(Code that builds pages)

— begin —

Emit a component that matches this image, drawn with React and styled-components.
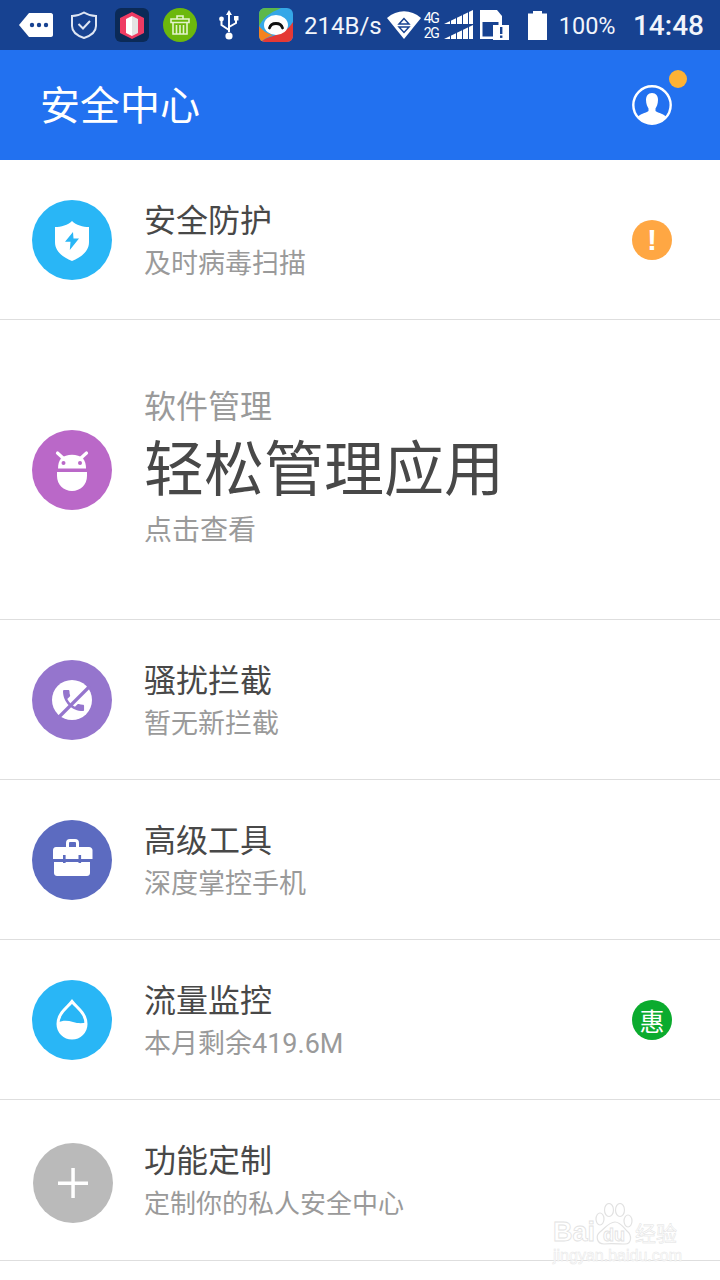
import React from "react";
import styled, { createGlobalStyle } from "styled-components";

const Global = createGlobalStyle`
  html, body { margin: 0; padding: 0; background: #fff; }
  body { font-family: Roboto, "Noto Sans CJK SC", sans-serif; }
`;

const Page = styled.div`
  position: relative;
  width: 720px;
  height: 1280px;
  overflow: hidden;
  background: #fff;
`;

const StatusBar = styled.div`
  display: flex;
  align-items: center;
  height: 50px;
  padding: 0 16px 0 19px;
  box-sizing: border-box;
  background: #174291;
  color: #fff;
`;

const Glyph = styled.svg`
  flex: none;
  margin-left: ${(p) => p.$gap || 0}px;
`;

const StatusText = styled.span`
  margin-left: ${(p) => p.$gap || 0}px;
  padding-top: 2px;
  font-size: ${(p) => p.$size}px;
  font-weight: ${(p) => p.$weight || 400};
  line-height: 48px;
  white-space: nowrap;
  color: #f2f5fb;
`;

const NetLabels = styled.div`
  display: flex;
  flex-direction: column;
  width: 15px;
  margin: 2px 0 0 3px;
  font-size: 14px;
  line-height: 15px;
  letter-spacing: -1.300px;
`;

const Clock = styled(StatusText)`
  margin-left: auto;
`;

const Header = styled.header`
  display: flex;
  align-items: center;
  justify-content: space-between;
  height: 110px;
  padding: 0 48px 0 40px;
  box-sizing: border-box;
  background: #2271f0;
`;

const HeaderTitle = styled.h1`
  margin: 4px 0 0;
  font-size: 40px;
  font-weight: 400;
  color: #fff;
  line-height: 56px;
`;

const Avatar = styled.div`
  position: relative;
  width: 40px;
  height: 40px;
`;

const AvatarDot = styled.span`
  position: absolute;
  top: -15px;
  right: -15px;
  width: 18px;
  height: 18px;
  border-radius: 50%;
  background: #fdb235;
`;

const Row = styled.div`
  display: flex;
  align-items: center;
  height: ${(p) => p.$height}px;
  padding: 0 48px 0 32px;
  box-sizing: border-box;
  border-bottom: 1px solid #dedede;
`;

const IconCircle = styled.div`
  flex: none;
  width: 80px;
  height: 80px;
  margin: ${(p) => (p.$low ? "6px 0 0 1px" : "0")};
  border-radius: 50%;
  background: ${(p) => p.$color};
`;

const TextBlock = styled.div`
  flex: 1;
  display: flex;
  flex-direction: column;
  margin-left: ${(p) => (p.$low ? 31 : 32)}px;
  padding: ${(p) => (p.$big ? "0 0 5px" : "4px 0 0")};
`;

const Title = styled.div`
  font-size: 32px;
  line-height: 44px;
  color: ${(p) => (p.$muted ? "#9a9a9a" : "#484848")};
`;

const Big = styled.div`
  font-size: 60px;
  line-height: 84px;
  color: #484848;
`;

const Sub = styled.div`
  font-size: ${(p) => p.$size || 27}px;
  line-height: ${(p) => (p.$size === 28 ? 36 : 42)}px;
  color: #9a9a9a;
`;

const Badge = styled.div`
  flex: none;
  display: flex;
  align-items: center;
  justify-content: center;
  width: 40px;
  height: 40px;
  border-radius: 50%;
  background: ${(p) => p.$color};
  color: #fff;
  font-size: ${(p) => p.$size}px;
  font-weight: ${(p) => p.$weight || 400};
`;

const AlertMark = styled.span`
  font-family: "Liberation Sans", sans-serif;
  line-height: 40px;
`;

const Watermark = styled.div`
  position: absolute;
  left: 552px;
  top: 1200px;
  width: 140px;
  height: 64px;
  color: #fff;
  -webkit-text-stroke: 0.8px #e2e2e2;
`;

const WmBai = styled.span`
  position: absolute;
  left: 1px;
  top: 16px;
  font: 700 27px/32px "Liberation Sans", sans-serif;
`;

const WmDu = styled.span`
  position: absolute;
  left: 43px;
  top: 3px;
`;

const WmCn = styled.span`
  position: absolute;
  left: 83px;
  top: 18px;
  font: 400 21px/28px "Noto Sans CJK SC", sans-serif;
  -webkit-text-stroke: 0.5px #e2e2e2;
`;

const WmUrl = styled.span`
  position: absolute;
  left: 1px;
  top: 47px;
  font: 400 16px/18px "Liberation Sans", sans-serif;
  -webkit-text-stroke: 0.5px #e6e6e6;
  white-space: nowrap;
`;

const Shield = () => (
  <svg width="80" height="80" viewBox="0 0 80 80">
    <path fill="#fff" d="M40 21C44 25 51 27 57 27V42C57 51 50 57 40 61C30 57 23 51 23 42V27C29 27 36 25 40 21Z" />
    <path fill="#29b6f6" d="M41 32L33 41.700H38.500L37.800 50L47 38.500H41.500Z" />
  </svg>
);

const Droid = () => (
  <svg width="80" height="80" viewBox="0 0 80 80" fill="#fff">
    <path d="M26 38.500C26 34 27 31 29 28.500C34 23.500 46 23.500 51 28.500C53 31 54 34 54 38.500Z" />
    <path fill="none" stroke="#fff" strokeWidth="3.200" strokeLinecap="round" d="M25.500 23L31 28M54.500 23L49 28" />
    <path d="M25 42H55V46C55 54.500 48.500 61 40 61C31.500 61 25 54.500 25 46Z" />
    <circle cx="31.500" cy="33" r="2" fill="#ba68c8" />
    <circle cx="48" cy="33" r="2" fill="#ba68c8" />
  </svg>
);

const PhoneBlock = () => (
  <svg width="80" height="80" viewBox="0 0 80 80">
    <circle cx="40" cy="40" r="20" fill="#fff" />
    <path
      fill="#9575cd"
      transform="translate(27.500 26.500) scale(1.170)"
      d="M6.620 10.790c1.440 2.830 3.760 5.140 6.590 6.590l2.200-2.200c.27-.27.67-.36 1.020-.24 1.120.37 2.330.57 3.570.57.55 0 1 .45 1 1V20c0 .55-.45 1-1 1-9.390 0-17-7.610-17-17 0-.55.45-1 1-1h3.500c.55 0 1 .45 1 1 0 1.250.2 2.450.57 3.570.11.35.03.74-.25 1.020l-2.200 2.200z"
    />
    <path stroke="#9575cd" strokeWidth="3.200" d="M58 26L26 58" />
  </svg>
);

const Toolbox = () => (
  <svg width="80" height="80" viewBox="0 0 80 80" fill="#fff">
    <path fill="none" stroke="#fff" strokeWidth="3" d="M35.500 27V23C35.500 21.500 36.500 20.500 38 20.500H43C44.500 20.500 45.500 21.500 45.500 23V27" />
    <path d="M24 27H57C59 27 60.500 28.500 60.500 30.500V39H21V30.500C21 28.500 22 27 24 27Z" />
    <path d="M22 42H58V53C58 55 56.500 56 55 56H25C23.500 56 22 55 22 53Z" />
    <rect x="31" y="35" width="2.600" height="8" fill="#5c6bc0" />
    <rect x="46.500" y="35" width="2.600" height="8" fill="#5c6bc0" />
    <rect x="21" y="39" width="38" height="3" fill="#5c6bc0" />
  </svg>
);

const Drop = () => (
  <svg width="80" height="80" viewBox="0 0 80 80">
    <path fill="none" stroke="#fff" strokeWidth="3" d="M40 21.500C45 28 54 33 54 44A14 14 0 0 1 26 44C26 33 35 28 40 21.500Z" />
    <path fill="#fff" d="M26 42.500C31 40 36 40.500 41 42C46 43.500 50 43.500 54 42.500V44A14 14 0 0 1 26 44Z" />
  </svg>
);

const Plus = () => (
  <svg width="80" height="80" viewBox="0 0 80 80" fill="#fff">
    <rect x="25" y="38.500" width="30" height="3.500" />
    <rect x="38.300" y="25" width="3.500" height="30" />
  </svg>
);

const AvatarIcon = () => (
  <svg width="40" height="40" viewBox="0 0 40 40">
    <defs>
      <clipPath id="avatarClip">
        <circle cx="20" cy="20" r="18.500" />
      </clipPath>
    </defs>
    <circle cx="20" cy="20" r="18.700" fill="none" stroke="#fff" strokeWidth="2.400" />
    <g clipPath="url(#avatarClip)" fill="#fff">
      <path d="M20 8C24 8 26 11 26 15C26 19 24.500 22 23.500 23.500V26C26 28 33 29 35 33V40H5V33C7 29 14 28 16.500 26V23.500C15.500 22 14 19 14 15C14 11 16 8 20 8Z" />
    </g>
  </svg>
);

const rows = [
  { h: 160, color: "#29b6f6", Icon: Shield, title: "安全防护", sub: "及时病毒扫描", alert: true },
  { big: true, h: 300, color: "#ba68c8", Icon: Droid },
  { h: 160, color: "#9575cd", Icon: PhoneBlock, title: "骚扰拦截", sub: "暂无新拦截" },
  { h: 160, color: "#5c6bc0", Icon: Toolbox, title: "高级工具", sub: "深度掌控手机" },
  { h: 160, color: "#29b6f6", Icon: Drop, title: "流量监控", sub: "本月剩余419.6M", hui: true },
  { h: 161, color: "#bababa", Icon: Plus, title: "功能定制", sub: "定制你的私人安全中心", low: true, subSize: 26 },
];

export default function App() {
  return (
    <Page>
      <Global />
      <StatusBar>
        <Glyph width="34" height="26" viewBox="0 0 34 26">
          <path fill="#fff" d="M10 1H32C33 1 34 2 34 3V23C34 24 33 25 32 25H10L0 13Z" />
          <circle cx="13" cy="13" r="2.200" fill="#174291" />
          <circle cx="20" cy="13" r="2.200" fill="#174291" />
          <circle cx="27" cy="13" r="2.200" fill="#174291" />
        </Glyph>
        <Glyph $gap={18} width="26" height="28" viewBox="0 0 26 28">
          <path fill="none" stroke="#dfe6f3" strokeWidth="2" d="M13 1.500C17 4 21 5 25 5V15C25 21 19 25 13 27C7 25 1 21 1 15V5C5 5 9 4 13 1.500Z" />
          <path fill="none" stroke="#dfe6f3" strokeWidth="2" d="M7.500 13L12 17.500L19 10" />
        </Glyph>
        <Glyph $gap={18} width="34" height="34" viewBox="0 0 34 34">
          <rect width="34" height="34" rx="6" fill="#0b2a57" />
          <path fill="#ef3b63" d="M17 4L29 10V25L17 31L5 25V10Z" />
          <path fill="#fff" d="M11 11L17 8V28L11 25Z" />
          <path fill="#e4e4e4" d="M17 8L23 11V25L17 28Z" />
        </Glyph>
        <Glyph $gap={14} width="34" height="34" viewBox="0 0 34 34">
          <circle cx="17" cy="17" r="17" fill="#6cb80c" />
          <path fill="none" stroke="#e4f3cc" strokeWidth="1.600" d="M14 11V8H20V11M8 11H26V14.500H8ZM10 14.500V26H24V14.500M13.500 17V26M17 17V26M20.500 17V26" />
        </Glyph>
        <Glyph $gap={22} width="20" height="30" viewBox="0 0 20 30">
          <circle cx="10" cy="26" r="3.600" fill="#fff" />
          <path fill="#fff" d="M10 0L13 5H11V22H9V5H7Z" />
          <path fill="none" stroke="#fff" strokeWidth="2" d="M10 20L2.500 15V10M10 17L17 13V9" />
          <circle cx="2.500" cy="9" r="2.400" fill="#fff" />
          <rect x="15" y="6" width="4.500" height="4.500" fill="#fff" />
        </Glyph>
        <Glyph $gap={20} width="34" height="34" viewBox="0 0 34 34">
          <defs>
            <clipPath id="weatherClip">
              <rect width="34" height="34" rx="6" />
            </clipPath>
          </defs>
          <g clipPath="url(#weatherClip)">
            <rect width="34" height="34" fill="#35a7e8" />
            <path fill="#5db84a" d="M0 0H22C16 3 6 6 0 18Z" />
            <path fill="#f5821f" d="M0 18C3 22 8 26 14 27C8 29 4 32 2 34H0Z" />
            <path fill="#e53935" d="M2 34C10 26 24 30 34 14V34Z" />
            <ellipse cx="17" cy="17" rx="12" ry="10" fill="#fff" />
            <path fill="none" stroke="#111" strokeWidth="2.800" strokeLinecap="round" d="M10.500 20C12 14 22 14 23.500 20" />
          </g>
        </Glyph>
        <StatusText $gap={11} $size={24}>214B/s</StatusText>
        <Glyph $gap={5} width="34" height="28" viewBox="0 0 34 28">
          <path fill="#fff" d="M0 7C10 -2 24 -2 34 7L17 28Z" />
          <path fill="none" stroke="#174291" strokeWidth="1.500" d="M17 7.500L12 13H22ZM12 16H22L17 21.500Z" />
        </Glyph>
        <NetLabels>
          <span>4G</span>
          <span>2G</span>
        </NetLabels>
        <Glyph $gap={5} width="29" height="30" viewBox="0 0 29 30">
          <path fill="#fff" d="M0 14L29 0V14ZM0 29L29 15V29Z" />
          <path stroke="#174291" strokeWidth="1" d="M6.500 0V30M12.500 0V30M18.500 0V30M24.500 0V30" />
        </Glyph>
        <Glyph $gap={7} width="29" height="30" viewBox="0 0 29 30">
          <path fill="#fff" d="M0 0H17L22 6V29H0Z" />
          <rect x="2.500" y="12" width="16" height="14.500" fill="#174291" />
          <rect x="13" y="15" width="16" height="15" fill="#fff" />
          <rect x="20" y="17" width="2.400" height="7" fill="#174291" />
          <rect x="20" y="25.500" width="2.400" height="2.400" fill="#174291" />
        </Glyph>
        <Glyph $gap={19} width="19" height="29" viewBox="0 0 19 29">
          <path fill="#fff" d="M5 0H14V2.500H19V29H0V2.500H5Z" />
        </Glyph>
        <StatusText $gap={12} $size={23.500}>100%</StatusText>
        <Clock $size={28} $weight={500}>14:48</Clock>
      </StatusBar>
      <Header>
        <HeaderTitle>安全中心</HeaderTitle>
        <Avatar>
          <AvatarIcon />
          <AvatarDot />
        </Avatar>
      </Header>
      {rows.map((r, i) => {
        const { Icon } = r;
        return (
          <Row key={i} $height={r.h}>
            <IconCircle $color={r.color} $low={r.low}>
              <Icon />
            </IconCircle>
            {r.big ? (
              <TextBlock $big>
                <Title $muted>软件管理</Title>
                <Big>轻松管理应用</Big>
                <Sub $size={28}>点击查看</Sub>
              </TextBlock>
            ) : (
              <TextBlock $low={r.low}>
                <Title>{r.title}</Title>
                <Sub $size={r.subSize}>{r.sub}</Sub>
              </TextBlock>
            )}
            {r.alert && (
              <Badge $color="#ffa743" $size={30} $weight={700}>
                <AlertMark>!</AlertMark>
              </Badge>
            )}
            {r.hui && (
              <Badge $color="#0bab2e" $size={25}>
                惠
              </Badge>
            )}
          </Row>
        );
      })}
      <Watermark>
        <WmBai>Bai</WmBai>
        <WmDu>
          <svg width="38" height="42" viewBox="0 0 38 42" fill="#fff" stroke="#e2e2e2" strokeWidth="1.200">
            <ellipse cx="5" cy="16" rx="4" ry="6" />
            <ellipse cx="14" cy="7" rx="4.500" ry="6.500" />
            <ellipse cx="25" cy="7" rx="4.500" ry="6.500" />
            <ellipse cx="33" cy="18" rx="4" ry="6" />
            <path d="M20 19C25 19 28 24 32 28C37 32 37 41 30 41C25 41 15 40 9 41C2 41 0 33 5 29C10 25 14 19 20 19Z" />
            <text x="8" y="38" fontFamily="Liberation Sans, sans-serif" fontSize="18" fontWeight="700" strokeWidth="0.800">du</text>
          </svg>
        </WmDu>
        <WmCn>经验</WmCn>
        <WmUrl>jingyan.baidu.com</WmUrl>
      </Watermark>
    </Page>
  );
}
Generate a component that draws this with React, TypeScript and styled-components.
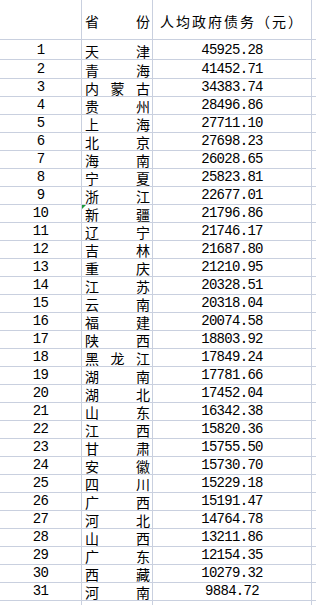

— end —

* _STATED EXERCISE_
Single out each line of the records above with the string "React" in it, and copy it.

* _ANSWER BELOW_
Emit a component that matches this image, drawn with React and styled-components.
import React from "react";
Generate a component that draws this with React, TypeScript and styled-components.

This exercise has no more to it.